How do the mechanisms of charisma operate within the field of discourse? Two dimensions of psychoanalytic speculation seem to offer answers. First, numerous thinkers have linked charisma to speakers’ ability to “share” and “elaborate” an unconscious fantasy within the more obvious material of their message. Second, charisma has been linked to speakers’ power to depict, for others, their own mastery of a conflict analogous to the conflicts experienced by listeners. Charismatic leaders’ power to elaborate their fantasy might be understood in relation to Ernest Borman’s work on group decision making. Borman argues that the unconscious sharing of group fantasy often directs the path of group decisions. If group decisions are manipulated by the sharing of fantasy, then charismatic figures may be leaders who are especially adept at unconscious (and perhaps conscious) communication and elaboration of fantasy.
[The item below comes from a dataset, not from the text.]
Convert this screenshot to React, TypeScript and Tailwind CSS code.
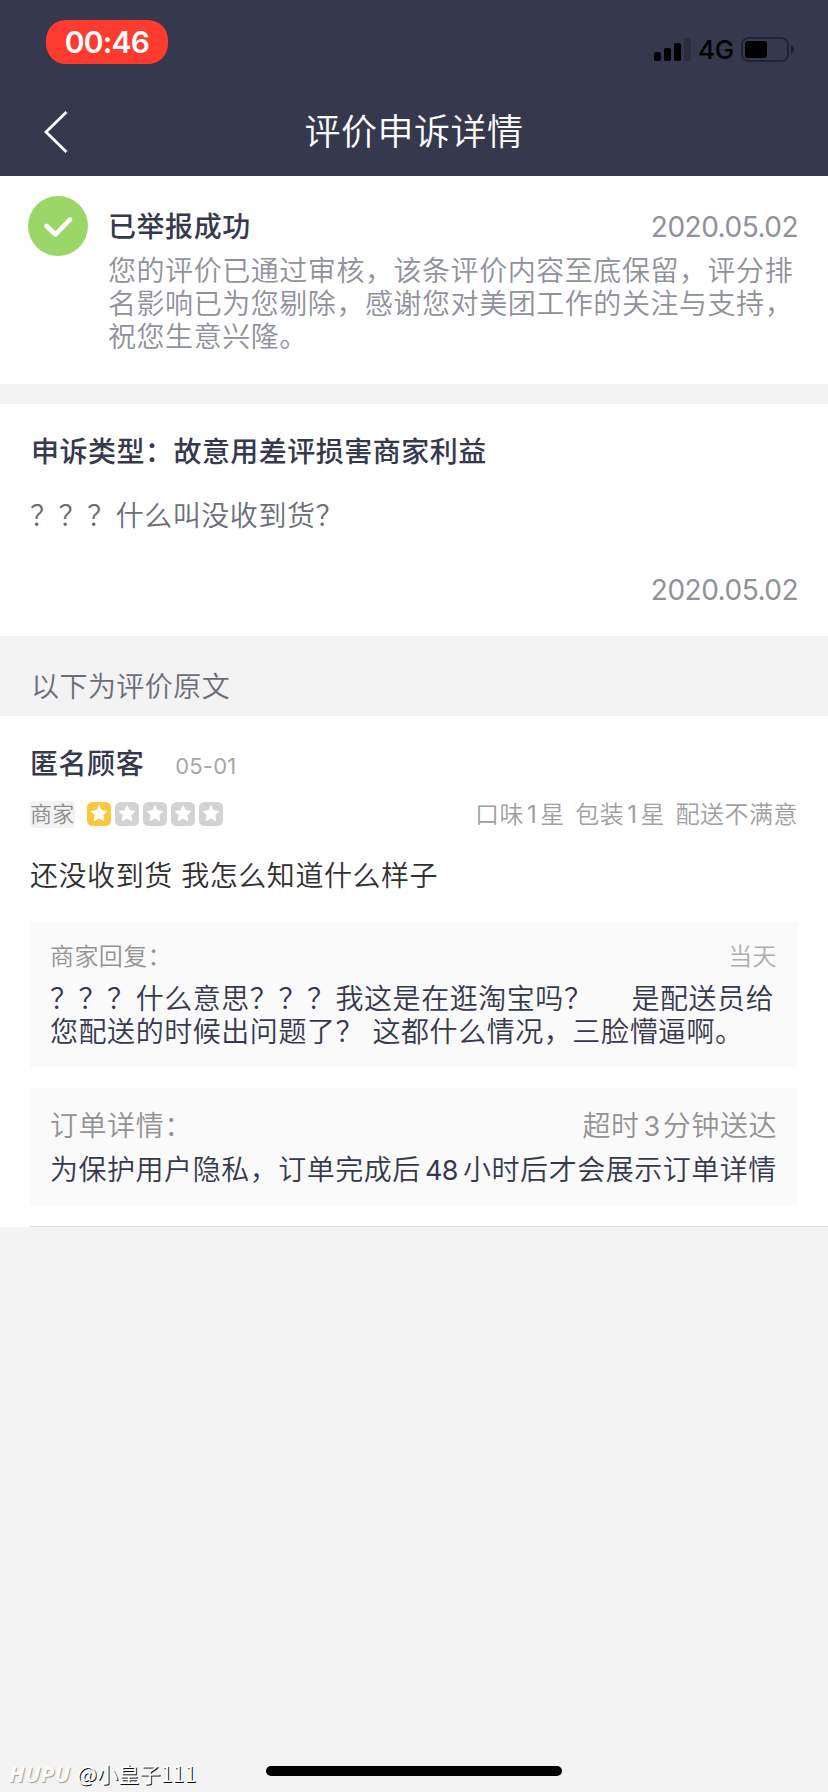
import React from "react";

const STAR =
  "M12 3.6l2.35 5.05 5.45.7-4 3.85 1 5.5L12 16.05 7.2 18.7l1-5.5-4-3.85 5.45-.7z";

function StatusBar() {
  return (
    <div className="flex h-[88px] items-start justify-between pt-5 pr-[33px] pl-[46px]">
      <div className="flex h-11 w-[122px] items-center justify-center rounded-[20px] bg-[#ff3b30] text-[30px] leading-[44px] font-semibold text-white">
        <span className="tracking-[-0.8px]">00:46</span>
      </div>
      <div className="flex items-center pt-[17px] text-black">
        <svg width="37" height="25" viewBox="0 0 37 25" fill="currentColor">
          <rect x="0" y="15" width="7" height="9" rx="1.8" />
          <rect x="10" y="11" width="7" height="13" rx="1.8" />
          <rect x="20" y="6" width="7" height="18" rx="1.8" />
          <rect x="30" y="1" width="7" height="23" rx="1.8" opacity="0.2" />
        </svg>
        <span className="ml-[7px] w-[37px] text-[26px] leading-[25px] font-medium tracking-[-0.3px]">4G</span>
        <svg className="ml-[6px]" width="54" height="25" viewBox="0 0 54 25">
          <rect x="1" y="1" width="46" height="23" rx="6.5" fill="none" stroke="#000" strokeOpacity="0.38" strokeWidth="2" />
          <rect x="4" y="4" width="22" height="17" rx="3" fill="#000" />
          <path d="M50 8c2 .6 3 2.400 3 4.500s-1 3.900-3 4.500z" fill="#000" opacity="0.4" />
        </svg>
      </div>
    </div>
  );
}

function TitleBar() {
  return (
    <div className="grid h-[88px] grid-cols-[100px_1fr_100px] items-center text-white">
      <svg className="ml-[43px]" width="26" height="44" viewBox="0 0 26 44" fill="none" stroke="currentColor" strokeWidth="2.8">
        <path d="M23.500 2L3 22l20.500 20" />
      </svg>
      <h1 className="text-center text-[36px] leading-[52px] font-[350] tracking-[0.5px]">评价申诉详情</h1>
    </div>
  );
}

function Stars({ value }: { value: number }) {
  return (
    <div className="flex gap-1">
      {[1, 2, 3, 4, 5].map((n) => (
        <svg key={n} width="24" height="24" viewBox="0 0 24 24">
          <rect width="24" height="24" rx="5.5" fill={n <= value ? "#f9c83c" : "#d3d3d3"} />
          <path d={STAR} fill="#fff" stroke="#fff" strokeWidth="1" strokeLinejoin="round" />
        </svg>
      ))}
    </div>
  );
}

export default function App() {
  return (
    <div
      lang="zh-CN"
      className="flex h-[1792px] w-[828px] flex-col overflow-hidden bg-[#f3f3f3] font-['Inter','Noto_Sans_CJK_SC',sans-serif] text-[28px] leading-[33px] font-[350] tracking-[0.55px] whitespace-nowrap text-[#36394d]"
    >
      <header className="h-[176px] bg-[#36394d]">
        <StatusBar />
        <TitleBar />
      </header>

      <section className="flex h-[208px] bg-white pt-5 pr-[30px] pl-7">
        <svg className="shrink-0" width="60" height="60" viewBox="0 0 60 60">
          <circle cx="30" cy="30" r="30" fill="#9bd768" />
          <path d="M18.500 30l9 8.500L42 23.500" fill="none" stroke="#fff" strokeWidth="4.600" strokeLinecap="round" strokeLinejoin="round" />
        </svg>
        <div className="ml-5 flex-1 pt-[15px]">
          <div className="flex justify-between">
            <h2 className="font-medium">已举报成功</h2>
            <span className="font-normal tracking-[-0.5px] text-[#8f919c]">2020.05.02</span>
          </div>
          <p className="mt-[11px] text-[#8f919c]">
            您的评价已通过审核，该条评价内容至底保留，评分排
            <br />
            名影响已为您剔除，感谢您对美团工作的关注与支持，
            <br />
            祝您生意兴隆。
          </p>
        </div>
      </section>

      <section className="mt-5 h-[232px] bg-white px-[30px] pt-[32px]">
        <h2 className="pl-px font-medium tracking-[0.48px]">申诉类型：故意用差评损害商家利益</h2>
        <p className="mt-[31px] text-[#6b6d79]">？？？什么叫没收到货？</p>
        <div className="mt-[41px] text-right font-normal tracking-[-0.5px] text-[#8f919c]">2020.05.02</div>
      </section>

      <div className="h-20 pt-[35px] pl-[31px] tracking-[0.45px] text-[#6b6d79]">以下为评价原文</div>

      <section className="h-[511px] bg-white px-[30px] pt-[32px]">
        <div className="flex">
          <h2 className="font-medium">匿名顾客</h2>
          <span className="ml-[31px] pt-[2px] text-[22px] font-normal tracking-[0.2px] text-[#a6a6a6]">05-01</span>
        </div>
        <div className="mt-[19px] flex h-[27px] items-center">
          <span className="mb-[3px] h-[27px] w-[45px] rounded-[4px] bg-[#f3f3f3] text-[22px] leading-[27px] tracking-[0.2px] text-[#8e8e8e]">商家</span>
          <div className="mb-[4px] ml-3">
            <Stars value={1} />
          </div>
          <div className="mb-[3px] ml-auto flex gap-[10.5px] text-[24px] tracking-[0.5px] text-[#a0a0a0]">
            <span>
              口味<span className="mx-[3px] font-normal">1</span>星
            </span>
            <span>
              包装<span className="mx-[3px] font-normal">1</span>星
            </span>
            <span>配送不满意</span>
          </div>
        </div>
        <p className="mt-[31px] text-[#303030]">还没收到货 我怎么知道什么样子</p>

        <div className="mt-[29px] h-[145px] bg-[#fafafa] pt-[18px] pr-[21px] pl-5">
          <div className="flex justify-between text-[24px] tracking-[0.4px]">
            <span className="text-[#939393]">商家回复：</span>
            <span className="text-[#adadad]">当天</span>
          </div>
          <p className="mt-[10px]">
            ？？？什么意思？？？我这是在逛淘宝吗？<span className="inline-block w-[39px]" />是配送员给
            <br />
            您配送的时候出问题了？ 这都什么情况，三脸懵逼啊。
          </p>
        </div>

        <div className="mt-[21px] h-[117px] bg-[#fafafa] pt-[22px] pr-[21px] pl-5">
          <div className="flex justify-between text-[#939393]">
            <span>订单详情：</span>
            <span>
              超时<span className="mr-[2px] ml-[4px] text-[27px] font-normal">3</span>分钟送达
            </span>
          </div>
          <p className="mt-[11px] tracking-[0.53px]">
            为保护用户隐私，订单完成后<span className="mr-[5px] ml-[4px] text-[27px] font-normal tracking-[-0.5px]">48</span>小时后才会展示订单详情
          </p>
        </div>
        <div className="mt-[21px] -mr-[30px] h-px bg-[#dedede]" />
      </section>

      <footer className="mt-auto flex h-[48px] items-start pl-[9px]">
        <div className="flex w-[257px] items-center pt-[13px] text-[21px] leading-[33px] text-[#f7f7f7]">
          <span className="w-[62px] font-['Open_Sans',sans-serif] text-[22px] font-bold tracking-[0.5px] text-[#fcfcfc] italic [text-shadow:1px_1px_1px_#999]">HUPU</span>
          <span className="ml-[6px] font-['Noto_Sans_CJK_SC',sans-serif] font-normal tracking-[0.2px] text-white [text-shadow:1px_1px_0_#111]">@小皇子111</span>
        </div>
        <div className="mt-[22px] h-[10px] w-[296px] rounded-full bg-black" />
      </footer>
    </div>
  );
}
In another context, Jean Wyatt claims that literary texts can contribute to the production of politically consequential fantasy as they invite readers to participate in their own politically relevant fantasies.30 Clearly, relationships between politics and fantasy are important and require more research. Here, however, I want to subordinate concerns for particular fantasies and focus sharply on the relation between charisma and the mastery of psychological conflict.

Recall the claim I made earlier: Ethos links the self-structure of the reader to the self-structure of the author. Winer, Jobe, and Ferrono suggest that people who respond to charismatic leaders (that is, to masters of ethos) respond especially to a fantasy about the mastery of conflict.31 However, what may be most important here is not the nature of a particular conflict, but the general structure of conflict itself. Consider this generalized human experience, the mastery of conflict, as something not present in a text in the form of a subject or content, but as a structuring device. This device indeed “structures” the language of the text, but it is able to work rhetorically because it “reflects” the linguistic structure of the author and “affects” the linguistic self-structure of the reader.